As an impoverished undergraduate I made the easiest money I ever have, as I recall what back then was the princely sum of a fiver, by submitting the winning entry in a weekly competition run by the long since defunct journal Punch which invited readers to explain for what the acronym IDIOT stood.

I explained it stood for an organisation whose full title was 'Inter-Deic Integrator of Original Theisms'. This body, I explained, had been created with the aim of persuading the deities held sacred by each of the world's main religions of their respective individual excellences. It hoped thereby, I wrote, that these various deities would eventually unite to create GOD that is, a Greater Ontological Deity, which consortium would be a sort of UN of all-powerful powers.

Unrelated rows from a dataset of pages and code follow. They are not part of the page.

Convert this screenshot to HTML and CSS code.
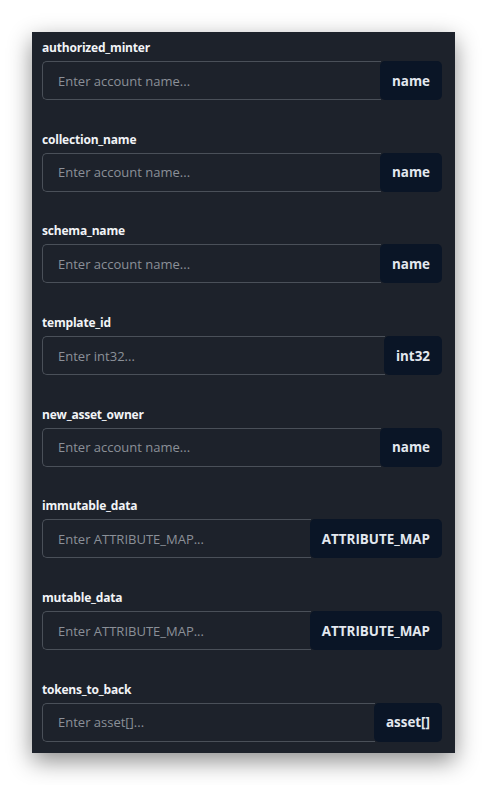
FILE: index.html
```html
<!DOCTYPE html>
<html>
<head>
<meta charset="utf-8">
<link rel="stylesheet" href="styles.css">
</head>
<body>
<div class="panel">
  <div class="field">
    <label class="label">authorized_minter</label>
    <div class="group"><input class="input" placeholder="Enter account name..."><span class="badge">name</span></div>
  </div>
  <div class="field">
    <label class="label">collection_name</label>
    <div class="group"><input class="input" placeholder="Enter account name..."><span class="badge">name</span></div>
  </div>
  <div class="field">
    <label class="label">schema_name</label>
    <div class="group"><input class="input" placeholder="Enter account name..."><span class="badge">name</span></div>
  </div>
  <div class="field">
    <label class="label">template_id</label>
    <div class="group"><input class="input" placeholder="Enter int32..."><span class="badge">int32</span></div>
  </div>
  <div class="field">
    <label class="label">new_asset_owner</label>
    <div class="group"><input class="input" placeholder="Enter account name..."><span class="badge">name</span></div>
  </div>
  <div class="field">
    <label class="label">immutable_data</label>
    <div class="group"><input class="input" placeholder="Enter ATTRIBUTE_MAP..."><span class="badge">ATTRIBUTE_MAP</span></div>
  </div>
  <div class="field">
    <label class="label">mutable_data</label>
    <div class="group"><input class="input" placeholder="Enter ATTRIBUTE_MAP..."><span class="badge">ATTRIBUTE_MAP</span></div>
  </div>
  <div class="field">
    <label class="label">tokens_to_back</label>
    <div class="group"><input class="input" placeholder="Enter asset[]..."><span class="badge">asset[]</span></div>
  </div>
</div>
</body>
</html>
```
FILE: styles.css
```css
html, body {
  margin: 0;
  padding: 0;
  background: #ffffff;
}
body {
  padding: 32px;
  font-family: "Open Sans", "Noto Sans", sans-serif;
}
.panel {
  width: 423px;
  box-sizing: border-box;
  background: #1d222b;
  padding: 6px 13px 11px 10px;
  box-shadow: 0 8px 22px rgba(0, 0, 0, 0.45);
  display: flex;
  flex-direction: column;
  gap: 29.7px;
}
.field {
  display: flex;
  flex-direction: column;
  gap: 3px;
}
.label {
  font-size: 12px;
  font-weight: 700;
  line-height: 20px;
  color: #f2f4f7;
  letter-spacing: -0.2px;
}
.group {
  display: flex;
  height: 39px;
}
.input {
  flex: 1;
  min-width: 0;
  box-sizing: border-box;
  height: 39px;
  margin: 0;
  background: #1d222b;
  border: 1px solid #4a5059;
  border-right: none;
  border-radius: 5px 0 0 5px;
  padding: 0 0 0 15px;
  font-family: "Open Sans", "Noto Sans", sans-serif;
  font-size: 13px;
  color: #e6e8eb;
  outline: none;
}
.input::placeholder {
  color: #8b9098;
}
.badge {
  display: flex;
  align-items: center;
  justify-content: center;
  padding: 0 12px;
  background: #0a1526;
  border-radius: 5px;
  color: #e3e8ef;
  font-size: 13.4px;
  font-weight: 700;
  white-space: nowrap;
  margin-left: -1px;
}
```
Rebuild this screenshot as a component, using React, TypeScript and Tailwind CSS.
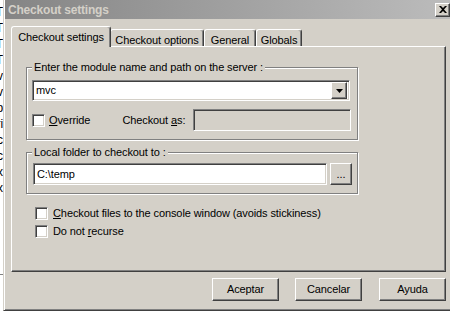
import React from "react";

const font = { fontFamily: '"Liberation Sans", Arial, sans-serif' };

// classic 3D bevels
const raised =
  "border-t border-l border-white border-r border-b border-r-[#404040] border-b-[#404040] shadow-[inset_-1px_-1px_0_#808080]";
const sunken =
  "border-t border-l border-[#808080] border-r border-b border-r-white border-b-white shadow-[inset_1px_1px_0_#404040,inset_-1px_-1px_0_#d4d0c8]";

function U({ children }: { children: React.ReactNode }) {
  return <span className="underline underline-offset-[1px]">{children}</span>;
}

function CheckBox() {
  return <div className={`w-[13px] h-[13px] bg-white shrink-0 ${sunken}`} />;
}

function Group({ label, className, children }: { label: string; className: string; children: React.ReactNode }) {
  return (
    <div
      className={`relative w-[332px] border border-[#808080] shadow-[1px_1px_0_white,inset_1px_1px_0_white] ${className}`}
    >
      <span className="absolute -top-[8px] left-[5px] bg-[#d4d0c8] px-[2px] leading-[14px]">{label}</span>
      {children}
    </div>
  );
}

function Tab({ label, active, w }: { label: string; active?: boolean; w: string }) {
  return (
    <div
      className={`${w} flex justify-center items-start pt-[2px] bg-[#d4d0c8] rounded-t-[3px] border-t border-l border-white border-r border-r-[#404040] shadow-[inset_-1px_0_0_#808080] ${
        active ? "h-[21px] relative z-10 -mx-[1px]" : "h-[17px] mb-[1px]"
      }`}
    >
      {label}
    </div>
  );
}

function Button({ label }: { label: string }) {
  return (
    <div className={`w-[67px] h-[23px] flex items-center justify-center bg-[#d4d0c8] ${raised}`}>{label}</div>
  );
}

export default function App() {
  return (
    <div
      className="w-[450px] h-[316px] bg-white overflow-hidden flex flex-col text-[11px] tracking-[-0.1px] text-black"
      style={font}
    >
      <div className="flex h-[311px]">
        {/* window behind */}
        <div className="w-[3px] overflow-hidden bg-white shrink-0 flex flex-col">
          <div className="w-[40px] -ml-[37px] text-right leading-[16px] pt-[4px] text-[12px]">
            {["sT", "cT", "aT", "nT", "sv", "uv", "dp", "ri", "mc", "oc", "ex", "x"].map((t, i) => (
              <div key={i}>{t}</div>
            ))}
          </div>
          <div className="mt-[78px] h-[1px] bg-[#808080]" />
        </div>
        {/* dialog */}
        <div className="w-[449px] shrink-0 bg-[#d4d0c8] border-l border-l-[#d4d0c8] border-b border-b-[#404040] shadow-[inset_1px_0_0_white,inset_0_-1px_0_#808080] flex flex-col">
          <div className="h-[19px] ml-[1px] flex items-center justify-between bg-gradient-to-r from-[#858585] to-[#bcbcbc] pl-[3px] pr-[2px]">
            <span className="text-[#d4d0c8] font-bold text-[12px] tracking-[-0.2px]">Checkout settings</span>
            <div className={`w-[15px] h-[14px] flex items-center justify-center bg-[#d4d0c8] ${raised}`}>
              <svg width="8" height="7" viewBox="0 0 8 7">
                <path d="M0 0h2l2 2 2-2h2L5 3.5 8 7H6L4 5 2 7H0l3-3.5z" fill="black" />
              </svg>
            </div>
          </div>

          <div className="pl-[7px] pt-[8px] flex flex-col">
            {/* tabs */}
            <div className="flex items-end h-[20px] -mb-[1px] pl-[1px]">
              <Tab label="Checkout settings" active w="w-[100px]" />
              <Tab label="Checkout options" w="w-[94px]" />
              <Tab label="General" w="w-[52px]" />
              <Tab label="Globals" w="w-[46px]" />
            </div>

            {/* panel */}
            <div className="w-[435px] h-[226px] border-t border-l border-white border-r border-b border-r-[#404040] border-b-[#404040] shadow-[inset_-1px_-1px_0_#808080] pl-[14px] pt-[20px] flex flex-col">
              <Group label="Enter the module name and path on the server :" className="h-[73px] pl-[5px] pt-[12px]">
                <div className={`w-[318px] h-[21px] bg-white flex items-center justify-between pl-[3px] pr-[2px] ${sunken}`}>
                  <span>mvc</span>
                  <div className={`w-[16px] h-[17px] flex items-center justify-center bg-[#d4d0c8] ${raised}`}>
                    <svg width="7" height="4" viewBox="0 0 7 4">
                      <path d="M0 0h7L3.5 4z" fill="black" />
                    </svg>
                  </div>
                </div>
                <div className="flex items-center mt-[8px] h-[22px]">
                  <CheckBox />
                  <span className="ml-[4px]">
                    <U>O</U>verride
                  </span>
                  <span className="ml-[32px]">
                    Checkout <U>a</U>s:
                  </span>
                  <div className={`ml-[8px] w-[158px] h-[22px] ${sunken}`} />
                </div>
              </Group>

              <Group label="Local folder to checkout to :" className="h-[42px] mt-[12px] pl-[6px] pt-[10px]">
                <div className="flex items-center">
                  <div className={`w-[294px] h-[22px] bg-white flex items-center pl-[3px] ${sunken}`}>C:\temp</div>
                  <div className={`ml-[3px] w-[22px] h-[22px] flex items-center justify-center bg-[#d4d0c8] ${raised}`}>
                    ...
                  </div>
                </div>
              </Group>

              <div className="flex items-center mt-[12px] ml-[9px] h-[14px]">
                <CheckBox />
                <span className="ml-[5px]">
                  <U>C</U>heckout files to the console window (avoids stickiness)
                </span>
              </div>
              <div className="flex items-center mt-[4px] ml-[9px] h-[14px]">
                <CheckBox />
                <span className="ml-[5px]">
                  Do not <U>r</U>ecurse
                </span>
              </div>
            </div>

            {/* buttons */}
            <div className="flex mt-[6px] pl-[201px]">
              <Button label="Aceptar" />
              <div className="ml-[16px]">
                <Button label="Cancelar" />
              </div>
              <div className="ml-[17px]">
                <Button label="Ayuda" />
              </div>
            </div>
          </div>
        </div>
      </div>
      <div className="flex-1 bg-white" />
    </div>
  );
}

In having thought as I did upon reading today’s story, it should not be supposed I considered dimly of the Anglican priest for having converted to Hinduism. This is a religion, or more strictly an assortment of religions, for which, like him, I too have the highest regard.

I do think silly, however, the justification for his form of religious synchretism which he is eported to have given in his book Trading Faith: Global Religion in an Age of Rapid Change which is that ‘Hinduism accepts the divinity of Jesus and is an especially tolerant and open faith’.

Doubtless, what the good reverend says about Hinduism is true. But, that no more shows Christians can or should acknowledge and worship Hindu deities than does the fact that Jesus recognised the divinity of the God whom Jews believe in and worship means that Jews can and should return the compliment and recognise the divinity of Jesus and pray to him, or that Christians and Jews and Christians both can and should admit Muhammed to be a prophet and accept is teachings simply because he recognised Moses and Jesus to have been divinely inspired.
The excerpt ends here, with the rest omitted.